User experience may be improved by accurately performing voice activity detection (VAD) to provide interruption of content being played during VAD, a mute function during a call, and an ambient mode control (ANC) function without malfunction.

BRIEF DESCRIPTION OF THE DRAWINGS

The accompanying drawings, which are included to provide a further understanding of the disclosure and are incorporated in and constitute a part of this application, illustrate embodiment(s) of the disclosure and together with the description serve to explain the principle of the disclosure. In the drawings:

FIG. 1 shows a digital signal processor (DSP) block according to an embodiment;

FIGS. 2 to 4 are diagrams to explain voice activity detection (VAD) according to an embodiment;

FIG. 5 shows a configuration of an earbud according to an embodiment;

FIG. 6 is a diagram for explaining arrangement of each unit according to an embodiment;

FIG. 7 is a flowchart for explaining a VAD method according to an embodiment; and

FIG. 8 is a diagram to explain an example of an XR device to be applied to an embodiment.

DETAILED DESCRIPTION

In various examples of the present disclosure, “/” and “,” need to be construed as indicating “and/or”. For example, “A/B” may mean “A and/or B”. Furthermore, “A, B” may mean “A and/or B”. Furthermore, “A/B/C” may mean “at least one of A, B, and/or C”. Furthermore, “A, B, and C” may mean “at least one of A, B and/or C”.

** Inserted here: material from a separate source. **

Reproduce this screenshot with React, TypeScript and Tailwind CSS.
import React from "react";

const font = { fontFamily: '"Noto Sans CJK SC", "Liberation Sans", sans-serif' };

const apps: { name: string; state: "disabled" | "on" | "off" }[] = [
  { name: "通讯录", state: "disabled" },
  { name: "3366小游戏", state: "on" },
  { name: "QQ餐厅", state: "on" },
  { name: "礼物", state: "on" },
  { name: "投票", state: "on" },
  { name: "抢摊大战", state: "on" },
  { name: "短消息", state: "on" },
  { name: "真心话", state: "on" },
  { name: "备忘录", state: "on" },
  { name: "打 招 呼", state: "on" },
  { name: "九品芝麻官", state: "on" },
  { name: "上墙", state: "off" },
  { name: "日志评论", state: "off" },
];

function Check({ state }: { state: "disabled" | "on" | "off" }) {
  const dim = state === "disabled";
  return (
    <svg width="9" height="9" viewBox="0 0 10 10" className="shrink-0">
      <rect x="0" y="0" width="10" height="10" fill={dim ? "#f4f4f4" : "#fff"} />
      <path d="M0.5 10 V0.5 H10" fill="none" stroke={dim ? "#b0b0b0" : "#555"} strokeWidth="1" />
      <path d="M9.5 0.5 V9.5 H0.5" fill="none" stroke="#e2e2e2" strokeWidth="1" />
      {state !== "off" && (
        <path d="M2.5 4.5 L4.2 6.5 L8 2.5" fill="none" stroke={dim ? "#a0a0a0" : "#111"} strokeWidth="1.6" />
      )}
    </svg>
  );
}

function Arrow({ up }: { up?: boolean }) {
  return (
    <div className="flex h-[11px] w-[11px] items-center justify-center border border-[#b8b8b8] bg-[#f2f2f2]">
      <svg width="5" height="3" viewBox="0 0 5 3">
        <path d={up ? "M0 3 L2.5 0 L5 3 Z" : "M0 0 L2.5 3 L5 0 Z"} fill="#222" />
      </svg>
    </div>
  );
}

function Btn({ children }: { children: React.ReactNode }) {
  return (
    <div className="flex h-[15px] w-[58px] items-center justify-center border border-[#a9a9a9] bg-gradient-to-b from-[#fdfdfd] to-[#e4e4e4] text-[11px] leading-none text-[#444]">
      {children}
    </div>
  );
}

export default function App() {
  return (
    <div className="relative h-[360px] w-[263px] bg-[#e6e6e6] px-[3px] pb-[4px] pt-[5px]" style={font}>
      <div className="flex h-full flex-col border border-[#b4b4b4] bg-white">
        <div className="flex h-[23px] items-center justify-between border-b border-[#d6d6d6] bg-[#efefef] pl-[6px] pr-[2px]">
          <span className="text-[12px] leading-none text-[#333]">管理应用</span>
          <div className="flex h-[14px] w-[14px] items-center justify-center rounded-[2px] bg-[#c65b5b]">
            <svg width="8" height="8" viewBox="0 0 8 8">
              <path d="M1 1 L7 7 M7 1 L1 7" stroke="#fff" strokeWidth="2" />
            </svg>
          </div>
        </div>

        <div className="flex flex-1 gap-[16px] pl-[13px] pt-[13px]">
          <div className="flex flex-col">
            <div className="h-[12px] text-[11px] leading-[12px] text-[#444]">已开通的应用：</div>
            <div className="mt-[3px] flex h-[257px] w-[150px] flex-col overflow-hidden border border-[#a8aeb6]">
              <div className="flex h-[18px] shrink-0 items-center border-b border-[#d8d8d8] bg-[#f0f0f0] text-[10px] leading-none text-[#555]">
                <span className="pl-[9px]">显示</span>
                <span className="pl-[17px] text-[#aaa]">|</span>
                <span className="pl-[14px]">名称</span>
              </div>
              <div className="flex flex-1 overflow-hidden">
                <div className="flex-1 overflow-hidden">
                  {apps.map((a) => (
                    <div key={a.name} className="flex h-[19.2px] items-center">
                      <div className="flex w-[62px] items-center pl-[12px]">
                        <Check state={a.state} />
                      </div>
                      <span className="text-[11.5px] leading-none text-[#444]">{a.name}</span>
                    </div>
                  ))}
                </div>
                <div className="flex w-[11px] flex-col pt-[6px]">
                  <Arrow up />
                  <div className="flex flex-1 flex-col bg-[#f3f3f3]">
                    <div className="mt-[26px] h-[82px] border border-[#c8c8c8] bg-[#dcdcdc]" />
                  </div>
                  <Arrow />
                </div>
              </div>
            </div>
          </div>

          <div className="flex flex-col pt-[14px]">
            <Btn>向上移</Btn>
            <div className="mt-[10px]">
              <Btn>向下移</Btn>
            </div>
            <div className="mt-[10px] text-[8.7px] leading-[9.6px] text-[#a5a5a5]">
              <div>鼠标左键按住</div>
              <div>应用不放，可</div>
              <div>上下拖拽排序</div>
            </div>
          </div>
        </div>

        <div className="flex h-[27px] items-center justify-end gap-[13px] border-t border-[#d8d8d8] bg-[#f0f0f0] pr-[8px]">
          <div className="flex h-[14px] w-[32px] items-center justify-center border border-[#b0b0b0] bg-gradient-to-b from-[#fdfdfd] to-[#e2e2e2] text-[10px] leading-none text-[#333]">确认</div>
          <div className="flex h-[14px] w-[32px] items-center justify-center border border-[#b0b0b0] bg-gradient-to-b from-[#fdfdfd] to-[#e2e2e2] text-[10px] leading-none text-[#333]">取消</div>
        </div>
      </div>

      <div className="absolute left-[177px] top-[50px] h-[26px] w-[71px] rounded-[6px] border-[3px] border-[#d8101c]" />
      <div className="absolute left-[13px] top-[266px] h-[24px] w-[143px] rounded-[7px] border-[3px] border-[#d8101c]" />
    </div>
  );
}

In various examples of the present disclosure, “or” needs to be construed as indicating “and/or”. For example, “A or B” may include “only A”, “only B”, and/or “both A and B”. In other words, “or” needs to be construed as indicating “additionally or alternatively”.

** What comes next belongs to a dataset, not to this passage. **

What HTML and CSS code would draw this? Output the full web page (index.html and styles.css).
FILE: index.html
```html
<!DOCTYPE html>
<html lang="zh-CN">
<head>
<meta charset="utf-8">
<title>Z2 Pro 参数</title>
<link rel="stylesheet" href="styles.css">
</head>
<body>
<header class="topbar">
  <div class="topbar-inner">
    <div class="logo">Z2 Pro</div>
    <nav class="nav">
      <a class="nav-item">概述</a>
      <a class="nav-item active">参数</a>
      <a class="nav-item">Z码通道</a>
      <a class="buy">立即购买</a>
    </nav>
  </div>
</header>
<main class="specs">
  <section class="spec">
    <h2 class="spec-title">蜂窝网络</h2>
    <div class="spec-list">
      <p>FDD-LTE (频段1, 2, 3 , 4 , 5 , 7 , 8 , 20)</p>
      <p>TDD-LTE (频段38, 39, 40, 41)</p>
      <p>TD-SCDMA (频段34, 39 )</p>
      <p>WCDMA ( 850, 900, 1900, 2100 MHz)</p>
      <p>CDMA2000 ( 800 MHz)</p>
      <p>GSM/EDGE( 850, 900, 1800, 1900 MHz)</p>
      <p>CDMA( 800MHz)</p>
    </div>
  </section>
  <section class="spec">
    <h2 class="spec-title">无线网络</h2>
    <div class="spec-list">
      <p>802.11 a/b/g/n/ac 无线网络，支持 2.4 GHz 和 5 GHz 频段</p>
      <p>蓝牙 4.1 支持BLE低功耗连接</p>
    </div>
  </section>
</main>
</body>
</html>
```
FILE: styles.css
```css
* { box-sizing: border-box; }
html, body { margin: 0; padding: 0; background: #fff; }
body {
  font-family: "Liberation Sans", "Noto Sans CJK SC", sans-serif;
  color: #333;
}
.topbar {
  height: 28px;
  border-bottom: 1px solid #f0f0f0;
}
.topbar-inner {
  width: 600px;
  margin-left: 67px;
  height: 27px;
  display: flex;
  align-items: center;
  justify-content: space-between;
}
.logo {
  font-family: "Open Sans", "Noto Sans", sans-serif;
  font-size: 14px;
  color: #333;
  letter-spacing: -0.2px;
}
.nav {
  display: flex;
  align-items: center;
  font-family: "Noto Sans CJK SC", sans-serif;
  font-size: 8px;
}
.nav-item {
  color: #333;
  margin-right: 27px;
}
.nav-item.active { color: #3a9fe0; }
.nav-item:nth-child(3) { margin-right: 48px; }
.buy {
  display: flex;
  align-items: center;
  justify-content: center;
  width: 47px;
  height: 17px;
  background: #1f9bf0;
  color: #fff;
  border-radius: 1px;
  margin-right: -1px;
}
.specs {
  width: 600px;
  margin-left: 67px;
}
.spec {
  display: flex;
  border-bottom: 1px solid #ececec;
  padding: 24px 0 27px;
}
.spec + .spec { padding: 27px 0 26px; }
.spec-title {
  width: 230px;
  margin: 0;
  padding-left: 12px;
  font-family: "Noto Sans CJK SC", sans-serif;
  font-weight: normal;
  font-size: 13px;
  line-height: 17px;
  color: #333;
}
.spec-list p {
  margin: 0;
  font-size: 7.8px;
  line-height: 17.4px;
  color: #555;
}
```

Reference will now be made in detail to the exemplary embodiments of the present disclosure with reference to the accompanying drawings. The detailed description, which will be given below with reference to the accompanying drawings, is intended to explain exemplary embodiments of the present disclosure, rather than to show the only embodiments that may be implemented according to the present disclosure. The following detailed description includes specific details in order to provide a thorough understanding of the present disclosure. However, it will be apparent to those skilled in the art that the present disclosure may be practiced without such specific details.

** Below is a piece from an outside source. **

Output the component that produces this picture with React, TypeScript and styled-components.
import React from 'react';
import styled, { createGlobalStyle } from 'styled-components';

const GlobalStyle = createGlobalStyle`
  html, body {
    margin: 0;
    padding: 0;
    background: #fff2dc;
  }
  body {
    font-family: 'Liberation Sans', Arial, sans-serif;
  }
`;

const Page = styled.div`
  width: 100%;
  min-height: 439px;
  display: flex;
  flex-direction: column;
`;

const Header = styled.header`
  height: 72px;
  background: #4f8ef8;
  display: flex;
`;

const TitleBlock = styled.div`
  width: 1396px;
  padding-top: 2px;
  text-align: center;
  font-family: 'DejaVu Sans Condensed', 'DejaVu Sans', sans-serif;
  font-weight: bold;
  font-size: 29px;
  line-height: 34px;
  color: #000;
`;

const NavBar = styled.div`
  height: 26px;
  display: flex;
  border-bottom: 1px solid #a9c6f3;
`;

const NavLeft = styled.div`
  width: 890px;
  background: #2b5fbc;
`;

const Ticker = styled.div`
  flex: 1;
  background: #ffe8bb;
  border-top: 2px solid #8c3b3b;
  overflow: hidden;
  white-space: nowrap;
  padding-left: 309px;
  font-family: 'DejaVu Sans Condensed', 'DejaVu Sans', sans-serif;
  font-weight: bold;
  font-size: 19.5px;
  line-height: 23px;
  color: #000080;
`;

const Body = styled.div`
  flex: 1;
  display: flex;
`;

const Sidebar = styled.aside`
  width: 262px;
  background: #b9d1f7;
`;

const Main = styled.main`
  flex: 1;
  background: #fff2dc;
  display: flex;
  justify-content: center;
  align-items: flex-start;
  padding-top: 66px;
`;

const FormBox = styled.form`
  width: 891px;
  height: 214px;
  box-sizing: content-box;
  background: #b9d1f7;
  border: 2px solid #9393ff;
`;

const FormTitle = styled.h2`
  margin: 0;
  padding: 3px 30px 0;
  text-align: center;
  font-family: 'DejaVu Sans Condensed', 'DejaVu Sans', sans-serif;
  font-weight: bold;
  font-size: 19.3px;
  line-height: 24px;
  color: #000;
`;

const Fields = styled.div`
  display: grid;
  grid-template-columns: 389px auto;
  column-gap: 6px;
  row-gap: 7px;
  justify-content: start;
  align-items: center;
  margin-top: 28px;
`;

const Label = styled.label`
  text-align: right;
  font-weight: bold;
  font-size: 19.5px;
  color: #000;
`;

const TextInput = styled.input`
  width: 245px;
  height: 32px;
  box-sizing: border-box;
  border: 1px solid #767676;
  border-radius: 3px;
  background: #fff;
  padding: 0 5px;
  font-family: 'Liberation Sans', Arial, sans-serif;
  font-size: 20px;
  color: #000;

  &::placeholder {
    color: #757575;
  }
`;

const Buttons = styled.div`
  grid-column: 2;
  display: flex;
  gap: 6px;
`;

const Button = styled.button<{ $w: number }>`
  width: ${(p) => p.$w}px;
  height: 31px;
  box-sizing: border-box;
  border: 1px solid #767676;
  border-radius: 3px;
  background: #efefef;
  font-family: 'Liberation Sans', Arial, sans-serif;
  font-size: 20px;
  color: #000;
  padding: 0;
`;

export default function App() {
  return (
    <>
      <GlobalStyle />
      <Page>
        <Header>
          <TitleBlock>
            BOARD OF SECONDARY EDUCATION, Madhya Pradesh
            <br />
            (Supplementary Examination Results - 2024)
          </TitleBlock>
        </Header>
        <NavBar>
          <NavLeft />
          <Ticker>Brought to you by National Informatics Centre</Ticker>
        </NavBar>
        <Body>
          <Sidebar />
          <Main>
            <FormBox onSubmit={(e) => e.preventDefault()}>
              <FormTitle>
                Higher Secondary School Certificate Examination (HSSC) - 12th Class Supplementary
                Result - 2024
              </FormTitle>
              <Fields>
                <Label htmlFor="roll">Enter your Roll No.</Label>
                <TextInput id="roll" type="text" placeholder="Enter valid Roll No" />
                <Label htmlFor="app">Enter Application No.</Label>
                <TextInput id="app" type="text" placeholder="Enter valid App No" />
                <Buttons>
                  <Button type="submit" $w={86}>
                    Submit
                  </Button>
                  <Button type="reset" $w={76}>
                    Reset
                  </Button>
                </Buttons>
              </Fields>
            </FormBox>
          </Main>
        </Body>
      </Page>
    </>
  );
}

In some instances, well-known structures and devices are omitted in order to avoid obscuring the concepts of the present disclosure and important functions of the structures and devices are shown in block diagram form.

It should be noted that specific terms disclosed in the present disclosure are proposed for convenience of description and better understanding of the present disclosure, and the use of these specific terms may be changed to other formats within the technical scope or spirit of the present disclosure.

An earbud generally has a structure that is relatively vulnerable to a noise environment due to a long distance between the mouth and a microphone. In an effort to overcome this, there is a recent trend of installing a bone conduction voice pick up (VPU) sensor, especially in a premium product.

However, the VPU sensor is a structure that receives a user sound through bone conductivity, and thus may block most of the external noise, which is very advantageous for voice activity detection (VAD). However, the VPU sensor is sensitive to vibration caused by touching and rubbing of earbud devices/equipment, and vigorous movement of a user (running or stomping), and thus malfunction is easily caused.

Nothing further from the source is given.